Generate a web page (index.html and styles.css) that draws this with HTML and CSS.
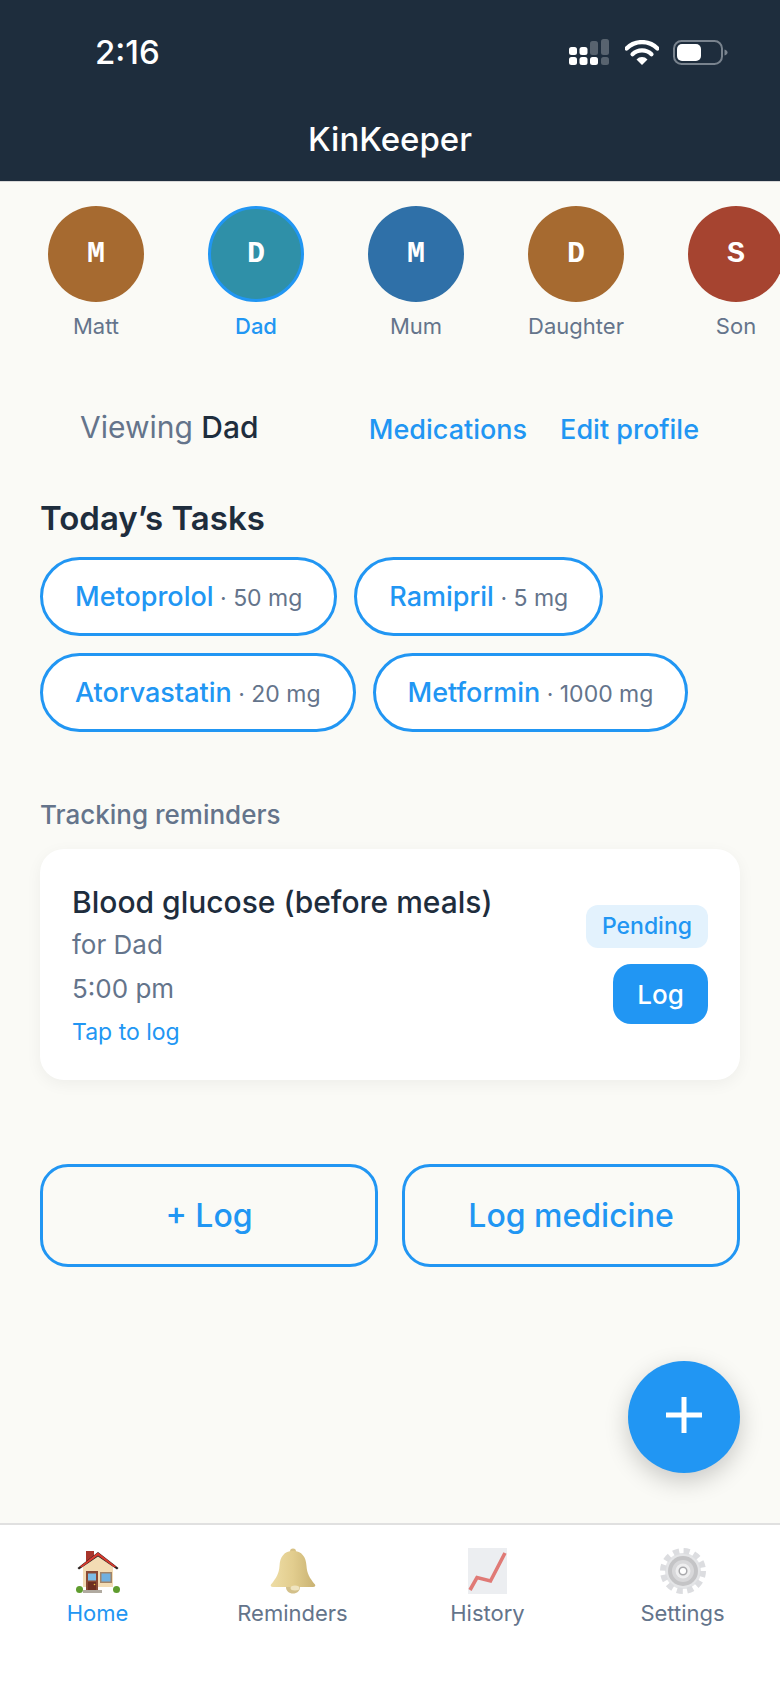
FILE: index.html
```html
<!DOCTYPE html>
<html lang="en">
<head>
    <meta charset="UTF-8">
    <meta name="viewport" content="width=device-width, initial-scale=1.0">
    <title>KinKeeper</title>
    <link rel="stylesheet" href="styles.css">
</head>
<body>

<div class="app">
    <!-- Header with status bar -->
    <header class="app-header">
        <div class="status-bar">
            <span class="status-time">2:16</span>
            <div class="status-icons">
                <svg class="icon-signal" width="42" height="26" viewBox="0 0 42 26">
                    <rect x="0" y="8" width="8" height="8" rx="2.5" fill="#fff"/>
                    <rect x="10.5" y="8" width="8" height="8" rx="2.5" fill="#fff"/>
                    <rect x="21" y="2" width="8" height="14" rx="2.5" fill="#58636f"/>
                    <rect x="32" y="0" width="8" height="16" rx="2.5" fill="#58636f"/>
                    <rect x="0" y="18" width="8" height="8" rx="2.5" fill="#fff"/>
                    <rect x="10.5" y="18" width="8" height="8" rx="2.5" fill="#fff"/>
                    <rect x="21" y="18" width="8" height="8" rx="2.5" fill="#fff"/>
                    <rect x="32" y="18" width="8" height="8" rx="2.5" fill="#58636f"/>
                </svg>
                <svg class="icon-wifi" width="34" height="25" viewBox="0 0 34 25">
                    <path d="M1.5 8.5a22 22 0 0 1 31 0" fill="none" stroke="#fff" stroke-width="4.4" stroke-linecap="round"/>
                    <path d="M7.5 14.3a13.5 13.5 0 0 1 19 0" fill="none" stroke="#fff" stroke-width="4.2" stroke-linecap="round"/>
                    <path d="M11.5 19.5a7.5 7.5 0 0 1 11 0L17 25z" fill="#fff"/>
                </svg>
                <svg class="icon-battery" width="55" height="25" viewBox="0 0 55 25">
                    <rect x="1" y="1" width="48" height="23" rx="7.5" fill="none" stroke="#79838e" stroke-width="2"/>
                    <rect x="4" y="4" width="24" height="17" rx="5" fill="#fff"/>
                    <path d="M51.500 9.500c2 .6 3 1.700 3 3s-1 2.400-3 3z" fill="#79838e"/>
                </svg>
            </div>
        </div>
        <h1 class="app-title">KinKeeper</h1>
    </header>

    <main class="app-main">
        <!-- Family members -->
        <div class="member-row">
            <div class="member">
                <div class="avatar avatar-amber">M</div>
                <span class="member-name">Matt</span>
            </div>
            <div class="member member-active">
                <div class="avatar avatar-teal">D</div>
                <span class="member-name">Dad</span>
            </div>
            <div class="member">
                <div class="avatar avatar-blue">M</div>
                <span class="member-name">Mum</span>
            </div>
            <div class="member">
                <div class="avatar avatar-amber">D</div>
                <span class="member-name">Daughter</span>
            </div>
            <div class="member">
                <div class="avatar avatar-red">S</div>
                <span class="member-name">Son</span>
            </div>
        </div>

        <div class="viewing-row">
            <div class="viewing-label">Viewing <strong>Dad</strong></div>
            <div class="viewing-links">
                <a class="text-link">Medications</a>
                <a class="text-link">Edit profile</a>
            </div>
        </div>

        <section class="content">
            <h2 class="section-title">Today’s Tasks</h2>
            <div class="chip-list">
                <button class="chip"><span class="chip-name">Metoprolol</span> · 50 mg</button>
                <button class="chip"><span class="chip-name">Ramipril</span> · 5 mg</button>
                <button class="chip"><span class="chip-name">Atorvastatin</span> · 20 mg</button>
                <button class="chip"><span class="chip-name">Metformin</span> · 1000 mg</button>
            </div>

            <h3 class="section-subtitle">Tracking reminders</h3>
            <div class="reminder-card">
                <div class="reminder-info">
                    <div class="reminder-title">Blood glucose (before meals)</div>
                    <div class="reminder-for">for Dad</div>
                    <div class="reminder-time">5:00 pm</div>
                    <div class="reminder-hint">Tap to log</div>
                </div>
                <div class="reminder-actions">
                    <span class="badge-pending">Pending</span>
                    <button class="log-button">Log</button>
                </div>
            </div>

            <div class="action-row">
                <button class="action-button">+ Log</button>
                <button class="action-button">Log medicine</button>
            </div>
        </section>

        <button class="fab" aria-label="Add">
            <svg width="36" height="36" viewBox="0 0 36 36"><path d="M15.500 0h5v15.500H36v5H20.500V36h-5V20.500H0v-5h15.500z" fill="#fff"/></svg>
        </button>
    </main>

    <!-- Bottom tabs -->
    <nav class="tab-bar">
        <div class="tab tab-active">
            <svg class="tab-icon" width="44" height="44" viewBox="0 0 44 44">
                <rect x="10" y="2" width="8" height="12" fill="#a8352b"/>
                <path d="M22 6 37 18v20H7V18z" fill="#f3dcb4"/>
                <path d="M1.500 19 22 3l20.500 16-1.500 1.500L22 7.500 3 20.500z" fill="#2b2320"/>
                <path d="M4 17.500 22 3.500l18 14-1.500 1L22 6.500 5.500 18.500z" fill="#d83a2e"/>
                <rect x="10" y="22" width="12" height="20" fill="#8a4a35"/>
                <rect x="12" y="24.500" width="8" height="7" fill="#7cbce6"/>
                <rect x="12" y="33" width="8" height="8" fill="#6e2f22"/>
                <circle cx="18.500" cy="35.500" r=".8" fill="#f0c040"/>
                <rect x="24" y="23" width="12" height="11" fill="#a28468"/>
                <rect x="25.500" y="24.500" width="9" height="8" fill="#70b0e0"/>
                <rect x="7" y="41" width="19" height="3" fill="#b0aaa0"/>
                <circle cx="3.500" cy="40.500" r="3.500" fill="#5f9c2e"/>
                <circle cx="40.500" cy="40.500" r="3.500" fill="#5f9c2e"/>
            </svg>
            <span class="tab-label">Home</span>
        </div>
        <div class="tab">
            <svg class="tab-icon" width="46" height="46" viewBox="0 0 46 46">
                <defs>
                    <linearGradient id="bellFill" x1="0" y1="0" x2="1" y2="0">
                        <stop offset="0" stop-color="#eedda6"/>
                        <stop offset=".5" stop-color="#e2cd8e"/>
                        <stop offset="1" stop-color="#c9b272"/>
                    </linearGradient>
                </defs>
                <circle cx="23" cy="3.500" r="3" fill="#d8c286"/>
                <path d="M23 3c9 0 13 6 13.500 15 .4 7 3 12 8.500 18.500.8 1.300 0 2.500-2 2.500H3c-2 0-2.800-1.200-2-2.500C6.500 30 9.100 25 9.500 18 10 9 14 3 23 3z" fill="url(#bellFill)"/>
                <path d="M16 39c0 4 3 6.500 7 6.500s7-2.500 7-6.500z" fill="#d3c08a"/>
                <ellipse cx="25" cy="40" rx="4.500" ry="2.500" fill="#efe4c0"/>
            </svg>
            <span class="tab-label">Reminders</span>
        </div>
        <div class="tab">
            <svg class="tab-icon" width="39" height="46" viewBox="0 0 39 46">
                <rect width="39" height="46" fill="#eceef1"/>
                <path d="M2 42 9 29.500 22.500 33 37 5" fill="none" stroke="#e07a76" stroke-width="3.600"/>
            </svg>
            <span class="tab-label">History</span>
        </div>
        <div class="tab">
            <svg class="tab-icon" width="46" height="46" viewBox="0 0 46 46">
                <circle cx="23" cy="23" r="18" fill="#e4e5e7"/>
                <circle cx="23" cy="23" r="20" fill="none" stroke="#dcdde0" stroke-width="6" stroke-dasharray="6 4.470"/>
                <circle cx="23" cy="23" r="15" fill="#c4c4c6"/>
                <circle cx="23" cy="23" r="11" fill="#d8d8da"/>
                <circle cx="23" cy="23" r="7.500" fill="#eeeeef"/>
                <circle cx="23" cy="23" r="3.800" fill="#fff" stroke="#a9a9ac" stroke-width="1.500"/>
            </svg>
            <span class="tab-label">Settings</span>
        </div>
    </nav>
</div>

</body>
</html>
```

FILE: styles.css
```css
* {
    box-sizing: border-box;
}

body {
    margin: 0;
    font-family: Inter, "Noto Sans", sans-serif;
    color: #1e2d3d;
    background-color: #fafaf6;
}

button {
    font-family: inherit;
    cursor: pointer;
}

.app {
    display: flex;
    flex-direction: column;
    width: 780px;
    height: 1688px;
    overflow: hidden;
}

/* Header */
.app-header {
    height: 182px;
    background-color: #1e2d3d;
    color: #fff;
    border-bottom: 1px solid #d8d8d8;
}

.status-bar {
    display: flex;
    justify-content: space-between;
    align-items: center;
    height: 104px;
    padding: 0 52px 0 95px;
}

.status-time {
    font-size: 33px;
    font-weight: 500;
}

.status-icons {
    display: flex;
    align-items: center;
    gap: 14px;
}

.app-title {
    margin: 0;
    text-align: center;
    font-size: 33px;
    line-height: 70px;
    font-weight: 500;
}

/* Main */
.app-main {
    position: relative;
    flex: 1;
}

.member-row {
    display: flex;
    padding: 24px 0 0 16px;
    overflow: hidden;
}

.member {
    display: flex;
    flex-direction: column;
    align-items: center;
    flex: 0 0 160px;
}

.avatar {
    display: flex;
    justify-content: center;
    align-items: center;
    width: 96px;
    height: 96px;
    border-radius: 50%;
    color: #fff;
    font-family: "Liberation Mono", monospace;
    font-size: 30px;
    font-weight: bold;
}

.avatar-amber { background-color: #a66a30; }
.avatar-teal { background-color: #2f90a8; }
.avatar-blue { background-color: #2f70a8; }
.avatar-red { background-color: #a64430; }

.member-name {
    margin-top: 9px;
    font-size: 22px;
    line-height: 30px;
    color: #64748b;
}

.member-active .avatar {
    border: 3px solid #2196f3;
}

.member-active .member-name {
    color: #2196f3;
    font-weight: 500;
}

.viewing-row {
    display: flex;
    justify-content: space-between;
    align-items: flex-start;
    margin-top: 66px;
    padding: 0 81px 0 80px;
}

.viewing-label {
    font-size: 30px;
    line-height: 40px;
    color: #64748b;
}

.viewing-label strong {
    font-weight: 500;
    color: #1e2d3d;
}

.viewing-links {
    display: flex;
    gap: 33px;
    margin-top: 3px;
}

.text-link {
    font-size: 27px;
    line-height: 40px;
    font-weight: 500;
    color: #2196f3;
}

.content {
    padding: 0 40px;
}

.section-title {
    margin: 46px 0 17px;
    font-size: 33px;
    line-height: 44px;
    font-weight: 600;
}

.chip-list {
    display: flex;
    flex-wrap: wrap;
    gap: 17px;
}

.chip {
    height: 79px;
    padding: 0 32px;
    border: 3px solid #2196f3;
    border-radius: 40px;
    background-color: #fff;
    color: #64748b;
    font-size: 23px;
}

.chip-name {
    font-size: 27px;
    font-weight: 500;
    color: #2196f3;
}

.section-subtitle {
    margin: 65px 0 16px;
    font-size: 26px;
    line-height: 36px;
    font-weight: 500;
    color: #64748b;
}

.reminder-card {
    display: flex;
    justify-content: space-between;
    align-items: center;
    height: 231px;
    padding: 0 32px;
    border-radius: 24px;
    background-color: #fff;
    box-shadow: 0 4px 16px rgba(0, 0, 0, 0.05);
}

.reminder-title {
    font-size: 30px;
    line-height: 40px;
    font-weight: 500;
}

.reminder-for,
.reminder-time {
    font-size: 26px;
    line-height: 36px;
    color: #64748b;
}

.reminder-for {
    margin-top: 5px;
}

.reminder-time {
    margin-top: 8px;
}

.reminder-hint {
    margin-top: 9px;
    font-size: 23px;
    line-height: 32px;
    color: #2196f3;
}

.reminder-actions {
    display: flex;
    flex-direction: column;
    align-items: flex-end;
    gap: 16px;
}

.badge-pending {
    padding: 0 16px;
    border-radius: 12px;
    background-color: #e3f2fd;
    color: #2196f3;
    font-size: 23px;
    line-height: 43px;
    font-weight: 500;
}

.log-button {
    width: 95px;
    height: 60px;
    border: none;
    border-radius: 18px;
    background-color: #2196f3;
    color: #fff;
    font-size: 26px;
    font-weight: 500;
}

.action-row {
    display: grid;
    grid-template-columns: 1fr 1fr;
    gap: 24px;
    margin-top: 84px;
}

.action-button {
    height: 103px;
    border: 3px solid #2196f3;
    border-radius: 28px;
    background: none;
    color: #2196f3;
    font-size: 32px;
    font-weight: 500;
}

.fab {
    position: absolute;
    right: 40px;
    bottom: 50px;
    display: flex;
    justify-content: center;
    align-items: center;
    width: 112px;
    height: 112px;
    padding: 0 0 4px;
    border: none;
    border-radius: 50%;
    background-color: #2196f3;
    box-shadow: 0 8px 24px rgba(0, 0, 0, 0.2);
}

/* Bottom tabs */
.tab-bar {
    display: grid;
    grid-template-columns: repeat(4, 1fr);
    height: 165px;
    padding-top: 23px;
    border-top: 2px solid #e0e0e0;
    background-color: #fff;
}

.tab {
    display: flex;
    flex-direction: column;
    align-items: center;
}

.tab-icon {
    height: 46px;
}

.tab-label {
    margin-top: 4px;
    font-size: 22px;
    line-height: 30px;
    color: #64748b;
}

.tab-active .tab-label {
    color: #2196f3;
}
```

= WORK INSTRUCTIONS =
Take every line containing the word "with" and copy it.

= REPLY =
Generate a web page (index.html and styles.css) that draws this with HTML and CSS.
    <!-- Header with status bar -->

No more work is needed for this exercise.